Tax day within the U.S., when all United States’ citizens must postmark their taxes to their government, is today, April 17, and little guidance has left many cryptocurrency users in the dark and confused.
The U.S. tax system forces individuals to calculate the amount that they owe to the government based off of guidance and rules from the Internal Revenue Service (IRS). The last guidance issued about cryptocurrencies was in 2014, which classified cryptocurrencies as property. One crypto business entrepreneur has said that “[t]he big unknown is, who owns what, when and in what jurisdiction” and “[t]hat’s really hard to determine.” David Klasing, an accountant and tax lawyer that specializes in digital currencies said that a lot of “tax preparers are put off by the industry’s lack of records, as well as its association with criminal activity”. Other tax accountants simply don’t know how to file crypto taxes or how to file it correctly. Turbo Tax and H&R Block, tax filling assistants, have listed numerous pages of help guides for cryptocurrency tax accounting.
The IRS last said in 2014 that tax filers should pay crypto taxes based on “factual scenarios that most closely resemble their circumstances.” The IRS recently said in March that if taxpayers do not “properly report” their cryptocurrency usage then there could be financial penalties and even criminal prosecution. The IRS’s classification of crypto as property creates a taxable event every time cryptocurrency is purchased and sold, including using crypto as currency to buy or sell goods/services. The large price increases that cryptocurrencies experienced over the past year created sizable taxable scenarios for many users.
For emerging industries, the only thing worse than bad policy is unclear policy
While government officials and pundits philosophically debate whether cryptocurrency is actually currency, early adopters are nevertheless using cryptocurrency to exchange for goods/services, which is a key hallmark or currency. Through this process, these early adopters are creating wealth from energy, knowledge, and technology that was previously unused and idle, which will make a plethora of individuals better off through productivity increases. However, this betterment of individuals through technological and productivity increases will be mute if advancement is stalled.
It is easy to see how excessively restrictive policies hurt emerging industries, but the less commonly understood harm to emerging fields is how unclear policy harms a sector as well. Rational economic expectations dictates that people make rational decisions based on a rational outlook, current information, and past experiences. However, even in traditional markets with detailed and historical rules, this theory does not always hold true, which means there is an even smaller chance for it to be true in cryptocurrency markets that have very loose and ambiguous rules. Thus, each individual will behave differently and unexpectedly when analyzing their own interpretation of the crypto tax guidelines.

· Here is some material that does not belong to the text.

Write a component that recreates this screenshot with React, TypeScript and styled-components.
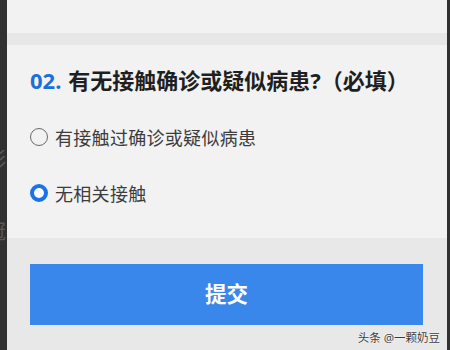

This uncertainty causes many individuals to behave erratically as they try to adhere to government guidelines under threats of fines, criminal prosecution, and jail. As individuals shift their behavior, they are no longer able to focus as much attention on developing and using cryptocurrencies, which prevents technological and productivity increases for those that are most in need of economic advancement. A quick example would be that since the IRS treats crypto as property, many individuals would be discouraged from using crypto to buy or sell goods/services during periods of high volatility to avoid large tax liabilities. However, this actually makes volatility worse as the volume of markets decrease and individuals are unable to sell their goods/services.
Dash is a bastion of stability
Users of Dash within the U.S. fall under many of the same tax liabilities as other cryptocurrencies being used within the United States. However, Dash is able to construct its own pillars of stability using its unique governance and treasury system. Dash is able to coordinate and fund its development that sets clear forward expectations and timelines in a decentralized way, which provides better guidance for Dash users. This guidance does not solve the problem of unclear nation-state government regulations, but it does clarify at least one level of uncertainty for users, which most other coins do not offer.
A subset feature from said coordinated development has caused Dash to be quickly adopted all over the world by individuals that have decided to use Dash as currency to exchange for goods/services. This not only helps increase the volume, but also makes expectations more clear to users and potential users, which in combination, lowers the volatility of Dash and makes it behave more like traditional currency. As Dash increases its usage, it transforms unused energy, knowledge, and technology into wealth for a plethora of individuals throughout the world, some of which are the most in need of economic development. Despite being slowed down by government regulation uncertainty, and ironically, Dash is actually achieving the idealistic goals of progressive taxation.